Veremos se nos próximos tempos a realidade confirma a minha utopia, ou se, com o desgaste, teremos desunião. Até lá, devemos procurar honrar, cada um dentro da sua capacidade, aquilo que é essencial: o nosso sentido de humanidade e respeito pela dignidade humana. Dos ucranianos, e dos milhões de cidadãos russos que, por esta hora, estão também em sofrimento. Os que por estes dias acreditam, é tempo de voltar a rezar. Os que não acreditam, podem também, em nome da humanidade, transformar as suas orações em ações. Por todas as mães que choram os seus homens. Pelos pais que perdem os seus filhos. Pelos filhos que estão longe dos pais. Pelos que deixam as suas vidas para trás, sem esperança. A exemplaridade e abnegação das comunidades ucranianas no mundo – e também em Portugal – tornaram a reação solidária de todos, imparável. Mas não esqueçamos que, se é o povo ucraniano quem hoje resiste a Putin, é no povo sofredor da Rússia que está a solução para o fim da sua tirania. É uma utopia? É. Mas as verdadeiras revoluções, as que merecem o nosso empenho, são as que, um pouco por todo o mundo, se fizeram em nome da Paz.
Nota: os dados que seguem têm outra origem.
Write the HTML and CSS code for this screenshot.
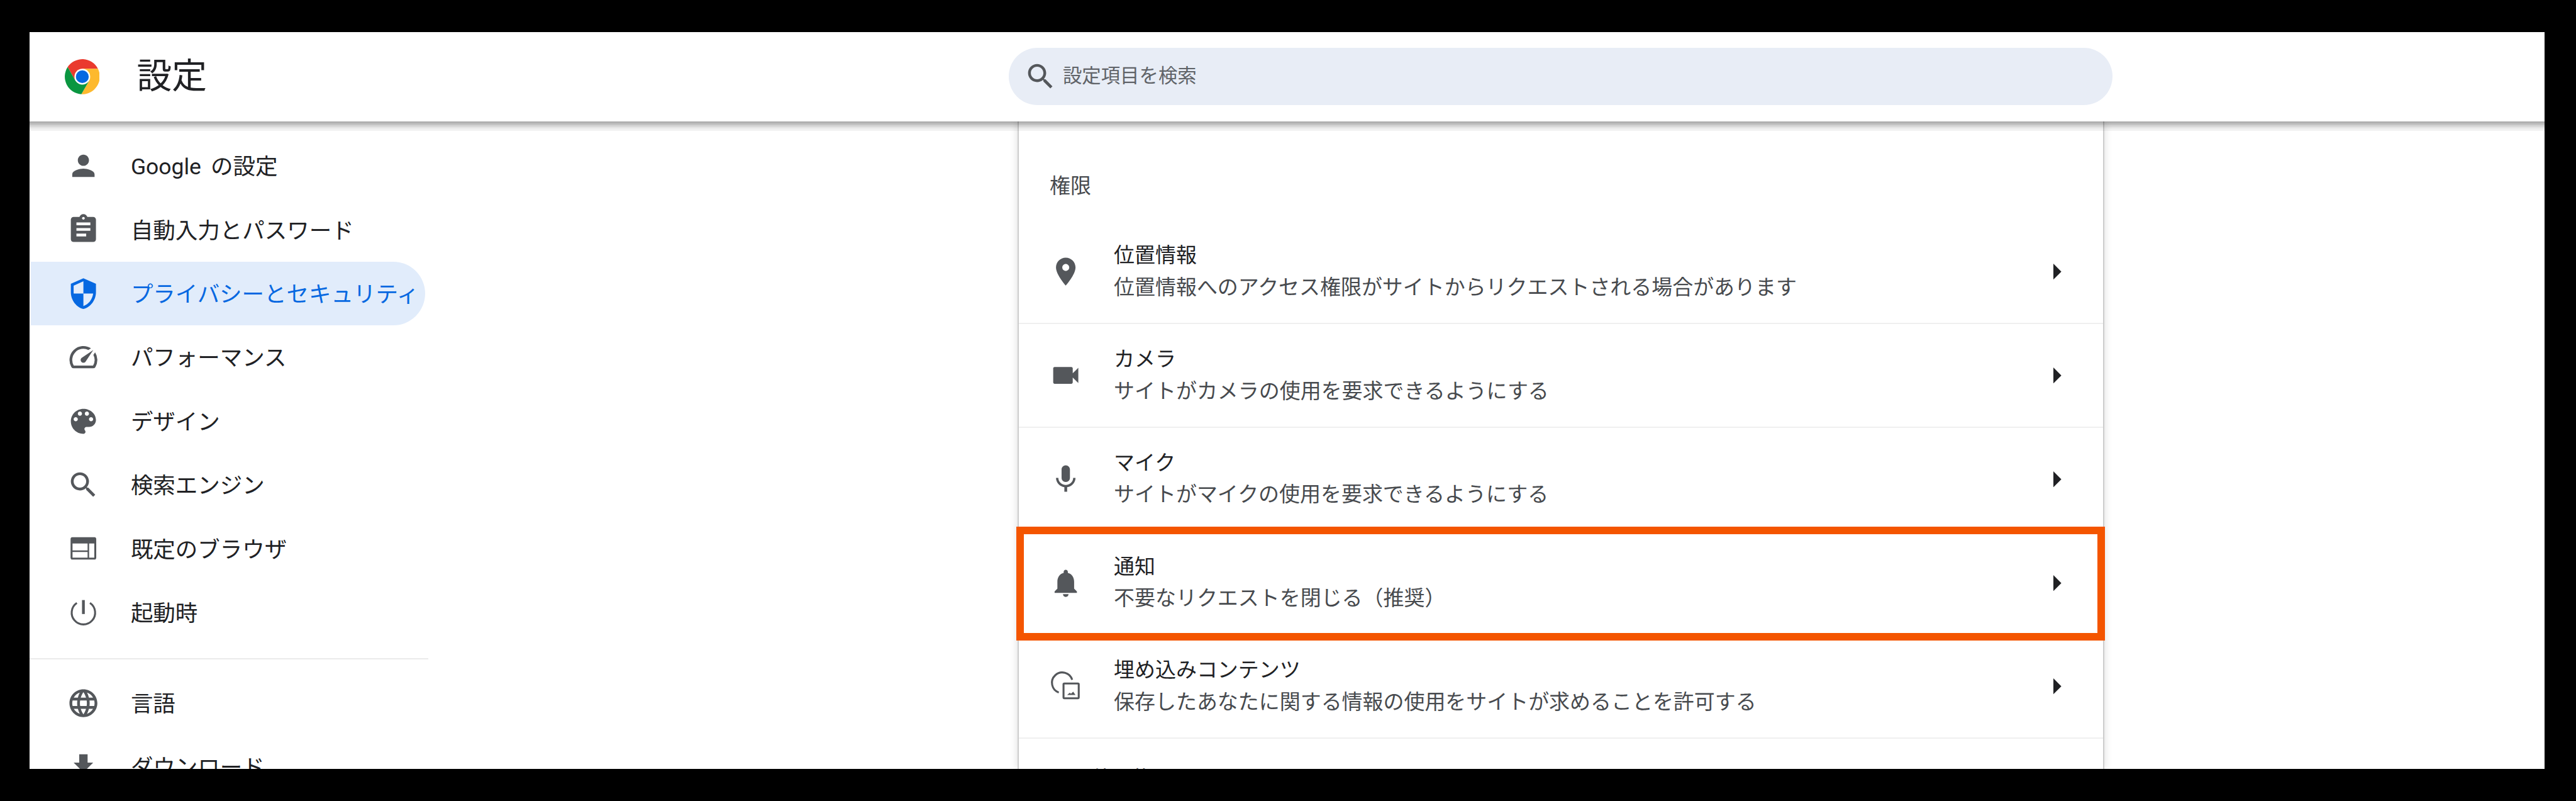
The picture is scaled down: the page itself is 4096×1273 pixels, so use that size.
FILE: index.html
```html
<!DOCTYPE html>
<html lang="ja">
<head>
<meta charset="utf-8">
<title>設定</title>
<link rel="stylesheet" href="styles.css">
</head>
<body>
<div class="page">
  <div class="window">
    <header class="header">
      <div class="brand">
        <svg class="logo" viewBox="0 0 24 24">
          <path fill="#ea3a2e" d="M12 6.6H22.7A12 12 0 0 0 1.97 5.43L7.32 14.7 12 12Z"/>
          <path fill="#fdb92e" d="M16.68 14.7 11.33 23.97A12 12 0 0 0 22.7 6.6H12V12Z"/>
          <path fill="#0a9640" d="M7.32 14.7 1.97 5.43A12 12 0 0 0 11.33 23.97L16.68 14.7 12 12Z"/>
          <circle cx="12" cy="12" r="5.4" fill="#fff"/>
          <circle cx="12" cy="12" r="4.4" fill="#0668e1"/>
        </svg>
        <h1 class="title">設定</h1>
      </div>
      <div class="search">
        <svg class="icon search-icon" viewBox="0 0 24 24"><path d="M15.5 14h-.79l-.28-.27C15.41 12.59 16 11.11 16 9.5 16 5.91 13.09 3 9.5 3S3 5.91 3 9.5 5.91 16 9.5 16c1.61 0 3.09-.59 4.23-1.57l.27.28v.79l5 4.99L20.49 19l-4.99-5zm-6 0C7.01 14 5 11.99 5 9.5S7.01 5 9.5 5 14 7.01 14 9.5 11.99 14 9.5 14z"/></svg>
        <span class="placeholder">設定項目を検索</span>
      </div>
    </header>
    <div class="body">
      <nav class="sidebar">
        <a class="nav-item"><svg class="icon" viewBox="0 0 24 24"><path d="M12 12c2.21 0 4-1.79 4-4s-1.79-4-4-4-4 1.79-4 4 1.79 4 4 4zm0 2c-2.67 0-8 1.34-8 4v2h16v-2c0-2.66-5.33-4-8-4z"/></svg><span class="nav-label">Google の設定</span></a>
        <a class="nav-item"><svg class="icon" viewBox="0 0 24 24"><path d="M19 3h-4.18C14.4 1.84 13.3 1 12 1c-1.3 0-2.4.84-2.82 2H5c-1.1 0-2 .9-2 2v14c0 1.1.9 2 2 2h14c1.1 0 2-.9 2-2V5c0-1.1-.9-2-2-2zm-7 0c.55 0 1 .45 1 1s-.45 1-1 1-1-.45-1-1 .45-1 1-1zm2 14H7v-2h7v2zm3-4H7v-2h10v2zm0-4H7V7h10v2z"/></svg><span class="nav-label">自動入力とパスワード</span></a>
        <a class="nav-item is-active"><svg class="icon" viewBox="0 0 24 24"><path d="M12 1L3 5v6c0 5.55 3.84 10.74 9 12 5.16-1.26 9-6.45 9-12V5l-9-4zm0 10.99h7c-.53 4.12-3.28 7.79-7 8.94V12H5V6.3l7-3.11v8.8z"/></svg><span class="nav-label">プライバシーとセキュリティ</span></a>
        <a class="nav-item"><svg class="icon" viewBox="0 0 24 24"><path d="M20.38 8.57l-1.23 1.85a8 8 0 0 1-.22 7.58H5.07A8 8 0 0 1 15.58 6.85l1.85-1.23A10 10 0 0 0 3.35 19a2 2 0 0 0 1.72 1h13.85a2 2 0 0 0 1.74-1 10 10 0 0 0-.27-10.44zm-9.79 6.84a2 2 0 0 0 2.83 0l5.66-8.49-8.49 5.66a2 2 0 0 0 0 2.83z"/></svg><span class="nav-label">パフォーマンス</span></a>
        <a class="nav-item"><svg class="icon" viewBox="0 0 24 24"><path d="M12 3c-4.97 0-9 4.03-9 9s4.03 9 9 9c.83 0 1.5-.67 1.5-1.5 0-.39-.15-.74-.39-1.01-.23-.26-.38-.61-.38-.99 0-.83.67-1.5 1.5-1.5H16c2.76 0 5-2.24 5-5 0-4.42-4.03-8-9-8zm-5.5 9c-.83 0-1.5-.67-1.5-1.5S5.67 9 6.5 9 8 9.67 8 10.5 7.33 12 6.5 12zm3-4C8.67 8 8 7.33 8 6.5S8.67 5 9.5 5s1.5.67 1.5 1.5S10.33 8 9.5 8zm5 0c-.83 0-1.5-.67-1.5-1.5S13.67 5 14.5 5s1.5.67 1.5 1.5S15.33 8 14.5 8zm3 4c-.83 0-1.5-.67-1.5-1.5S16.67 9 17.5 9s1.5.67 1.5 1.5-.67 1.5-1.5 1.5z"/></svg><span class="nav-label">デザイン</span></a>
        <a class="nav-item"><svg class="icon" viewBox="0 0 24 24"><path d="M15.5 14h-.79l-.28-.27C15.41 12.59 16 11.11 16 9.5 16 5.91 13.09 3 9.5 3S3 5.91 3 9.5 5.91 16 9.5 16c1.61 0 3.09-.59 4.23-1.57l.27.28v.79l5 4.99L20.49 19l-4.99-5zm-6 0C7.01 14 5 11.99 5 9.5S7.01 5 9.5 5 14 7.01 14 9.5 11.99 14 9.5 14z"/></svg><span class="nav-label">検索エンジン</span></a>
        <a class="nav-item"><svg class="icon" viewBox="0 0 24 24"><path fill-rule="evenodd" d="M20 4H4c-.7 0-1.2.6-1.2 1.3v13.4c0 .7.5 1.3 1.2 1.3h16c.7 0 1.2-.6 1.2-1.3V5.3c0-.7-.5-1.3-1.2-1.3zm-5 14.6H4.2v-4.1H15v4.1zm0-5.2H4.2V8.5H15v4.9zm4.8 5.2h-3.7V8.5h3.7v10.1z"/></svg><span class="nav-label">既定のブラウザ</span></a>
        <a class="nav-item"><svg class="icon" viewBox="0 0 24 24"><path d="M11 3h2v10h-2z"/><path class="line" d="M7.3 5.1A8.4 8.4 0 1 0 16.7 5.1"/></svg><span class="nav-label">起動時</span></a>
        <div class="nav-divider"></div>
        <a class="nav-item"><svg class="icon" viewBox="0 0 24 24"><path d="M11.99 2C6.47 2 2 6.48 2 12s4.47 10 9.99 10C17.52 22 22 17.52 22 12S17.52 2 11.99 2zm6.93 6h-2.95c-.32-1.25-.78-2.45-1.38-3.56 1.84.63 3.37 1.91 4.33 3.56zM12 4.04c.83 1.2 1.48 2.53 1.91 3.96h-3.82c.43-1.43 1.08-2.76 1.91-3.96zM4.26 14C4.1 13.36 4 12.69 4 12s.1-1.36.26-2h3.38c-.08.66-.14 1.32-.14 2 0 .68.06 1.34.14 2H4.26zm.82 2h2.95c.32 1.25.78 2.45 1.38 3.56-1.84-.63-3.37-1.9-4.33-3.56zm2.95-8H5.08c.96-1.66 2.49-2.93 4.33-3.56C8.81 5.55 8.35 6.75 8.03 8zM12 19.96c-.83-1.2-1.48-2.53-1.91-3.96h3.82c-.43 1.43-1.08 2.76-1.91 3.96zM14.34 14H9.66c-.09-.66-.16-1.32-.16-2 0-.68.07-1.35.16-2h4.68c.09.65.16 1.32.16 2 0 .68-.07 1.34-.16 2zm.25 5.56c.6-1.11 1.06-2.31 1.38-3.56h2.95c-.96 1.65-2.49 2.93-4.33 3.56zM16.36 14c.08-.66.14-1.32.14-2 0-.68-.06-1.34-.14-2h3.38c.16.64.26 1.31.26 2s-.1 1.36-.26 2h-3.38z"/></svg><span class="nav-label">言語</span></a>
        <a class="nav-item"><svg class="icon" viewBox="0 0 24 24"><path d="M19 9h-4V3H9v6H5l7 7 7-7zM5 18v2h14v-2H5z"/></svg><span class="nav-label">ダウンロード</span></a>
      </nav>
      <main class="main">
        <section class="card">
          <h2 class="heading">権限</h2>
          <div class="row">
            <svg class="icon" viewBox="0 0 24 24"><path d="M12 2C8.13 2 5 5.13 5 9c0 5.25 7 13 7 13s7-7.75 7-13c0-3.87-3.13-7-7-7zm0 9.5c-1.38 0-2.5-1.12-2.5-2.5s1.12-2.5 2.5-2.5 2.5 1.12 2.5 2.5-1.12 2.5-2.5 2.5z"/></svg>
            <div class="row-text"><div class="row-title">位置情報</div><div class="row-sub">位置情報へのアクセス権限がサイトからリクエストされる場合があります</div></div>
            <svg class="arrow" viewBox="0 0 5 10"><path d="M0 0l5 5-5 5z"/></svg>
          </div>
          <div class="row">
            <svg class="icon" viewBox="0 0 24 24"><path d="M17 10.5V7c0-.55-.45-1-1-1H4c-.55 0-1 .45-1 1v10c0 .55.45 1 1 1h12c.55 0 1-.45 1-1v-3.5l4 4v-11l-4 4z"/></svg>
            <div class="row-text"><div class="row-title">カメラ</div><div class="row-sub">サイトがカメラの使用を要求できるようにする</div></div>
            <svg class="arrow" viewBox="0 0 5 10"><path d="M0 0l5 5-5 5z"/></svg>
          </div>
          <div class="row">
            <svg class="icon" viewBox="0 0 24 24"><path d="M12 14c1.66 0 3-1.34 3-3V5c0-1.66-1.34-3-3-3S9 3.34 9 5v6c0 1.66 1.34 3 3 3zm5.3-3c0 3-2.54 5.1-5.3 5.1S6.7 14 6.7 11H5c0 3.41 2.72 6.23 6 6.72V21h2v-3.28c3.28-.48 6-3.3 6-6.72h-1.7z"/></svg>
            <div class="row-text"><div class="row-title">マイク</div><div class="row-sub">サイトがマイクの使用を要求できるようにする</div></div>
            <svg class="arrow" viewBox="0 0 5 10"><path d="M0 0l5 5-5 5z"/></svg>
          </div>
          <div class="row">
            <svg class="icon" viewBox="0 0 24 24"><path d="M12 22c1.1 0 2-.9 2-2h-4c0 1.1.9 2 2 2zm6-6v-5c0-3.07-1.63-5.64-4.5-6.32V4c0-.83-.67-1.5-1.5-1.5s-1.5.67-1.5 1.5v.68C7.64 5.36 6 7.92 6 11v5l-2 2v1h16v-1l-2-2z"/></svg>
            <div class="row-text"><div class="row-title">通知</div><div class="row-sub">不要なリクエストを閉じる（推奨）</div></div>
            <svg class="arrow" viewBox="0 0 5 10"><path d="M0 0l5 5-5 5z"/></svg>
            <div class="callout"></div>
          </div>
          <div class="row">
            <svg class="icon" viewBox="0 0 24 24"><path class="line" d="M16.6 7.4A7.4 7.4 0 1 0 7 16.5"/><rect class="line" x="10.4" y="10" width="10.9" height="10.6" rx=".6"/><path d="M13 18.3h6l-1.7-2.4-1.5 1.5-1-.7z"/></svg>
            <div class="row-text"><div class="row-title">埋め込みコンテンツ</div><div class="row-sub">保存したあなたに関する情報の使用をサイトが求めることを許可する</div></div>
            <svg class="arrow" viewBox="0 0 5 10"><path d="M0 0l5 5-5 5z"/></svg>
          </div>
          <h2 class="heading heading-more">その他の権限</h2>
        </section>
      </main>
    </div>
  </div>
</div>
</body>
</html>
```

FILE: styles.css
```css
html, body {
  margin: 0;
  height: 100%;
  background: #000;
  overflow: hidden;
}

.page {
  zoom: 2.5355;
  padding: 20px 19.75px 20px 18.5px;
  font-family: Roboto, "Noto Sans CJK JP", sans-serif;
  color: #202124;
}

.window {
  display: flex;
  flex-direction: column;
  height: 462px;
  background: #fff;
  overflow: hidden;
}

.header {
  position: relative;
  z-index: 2;
  flex: none;
  display: flex;
  align-items: center;
  height: 56px;
  background: #fff;
}

.header::after {
  content: "";
  position: absolute;
  left: 0;
  right: 0;
  top: 100%;
  height: 6px;
  background: linear-gradient(to bottom,
    rgba(0, 0, 0, .33) 0 16.66%,
    rgba(0, 0, 0, .27) 0 33.33%,
    rgba(0, 0, 0, .18) 0 50%,
    rgba(0, 0, 0, .12) 0 66.66%,
    rgba(0, 0, 0, .08) 0 83.33%,
    rgba(0, 0, 0, .05) 0 100%);
}

.brand {
  flex: none;
  display: flex;
  align-items: center;
  gap: 23.25px;
  width: 614.25px;
  padding-left: 22px;
  box-sizing: border-box;
}

.logo {
  width: 22px;
  height: 22px;
}

.title {
  margin: 0;
  font-size: 22px;
  line-height: 32px;
  font-weight: 400;
}

.search {
  flex: none;
  display: flex;
  align-items: center;
  gap: 3.5px;
  width: 692px;
  height: 36px;
  padding-left: 9.25px;
  box-sizing: border-box;
  border-radius: 18px;
  background: #e8edf6;
}

.search-icon {
  fill: #202124;
}

.placeholder {
  font-size: 12px;
  line-height: 20px;
  color: #5f6368;
}

.icon {
  flex: none;
  width: 21px;
  height: 21px;
  fill: #54575b;
}

.icon .line {
  fill: none;
  stroke: #54575b;
  stroke-width: 1.4;
}

.body {
  flex: 1;
  display: flex;
  min-height: 0;
}

.sidebar {
  flex: none;
  width: 250px;
  padding-top: 8px;
  box-sizing: border-box;
}

.nav-item {
  display: flex;
  align-items: center;
  gap: 19px;
  width: 247px;
  height: 40px;
  margin-left: 1px;
  padding-left: 22.5px;
  box-sizing: border-box;
  border-radius: 0 20px 20px 0;
  font-size: 14px;
  white-space: nowrap;
}

.nav-label {
  padding-bottom: 1.5px;
  word-spacing: 2.5px;
}

.nav-item.is-active {
  background: #e1ecfb;
  color: #0668e1;
}

.nav-item.is-active .icon {
  fill: #0668e1;
}

.nav-divider {
  height: 1px;
  margin: 8.5px 0 7.25px;
  background: #eaeaea;
}

.main {
  flex: 1;
  min-width: 0;
  padding-left: 369.5px;
}

.card {
  width: 681.5px;
  height: 100%;
  padding-top: 31px;
  box-sizing: border-box;
  border-left: 1px solid #cdcdcd;
  border-right: 1px solid #cdcdcd;
  background: #fff;
  box-shadow: 0 0 5px rgba(0, 0, 0, .14);
}

.heading {
  margin: 0 0 11.25px;
  padding-left: 19.5px;
  font-size: 13px;
  line-height: 20px;
  font-weight: 400;
  color: #474a4e;
}

.heading-more {
  margin: 15px 0 0;
}

.row {
  position: relative;
  display: flex;
  align-items: center;
  gap: 19.75px;
  height: 65px;
  padding: 0 26px 0 19px;
  box-sizing: border-box;
  border-bottom: 1px solid #efefef;
}

.row-text {
  flex: 1;
  min-width: 0;
  font-size: 13px;
  line-height: 20px;
}

.row-sub {
  color: #474a4e;
}

.arrow {
  flex: none;
  width: 5px;
  height: 10px;
  fill: #202124;
}

.callout {
  position: absolute;
  top: -3.25px;
  left: -1.5px;
  right: -1.5px;
  bottom: -4px;
  border: 5px solid #f45500;
}
```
Nota final: No passado dia 25 de Fevereiro O Insurgente festejou 17 anos. Nessa altura, o meu pequeno mundo também mudou. Ao longo destes anos, exerci a minha militância cívica n’O Insurgente e a partir d’O Insurgente. Mas não só: não tendo partido, é com o grupo de pessoas que o constituem, nas enormes divergências e casuais concordâncias, que mantenho a chama da cidadania e o gosto pela Res Publica. A todos eles, sem exceção, obrigado por me aturarem: sei que não tem sido fácil. Espero que esteja a ser tão bom para vocês como tem sido para mim.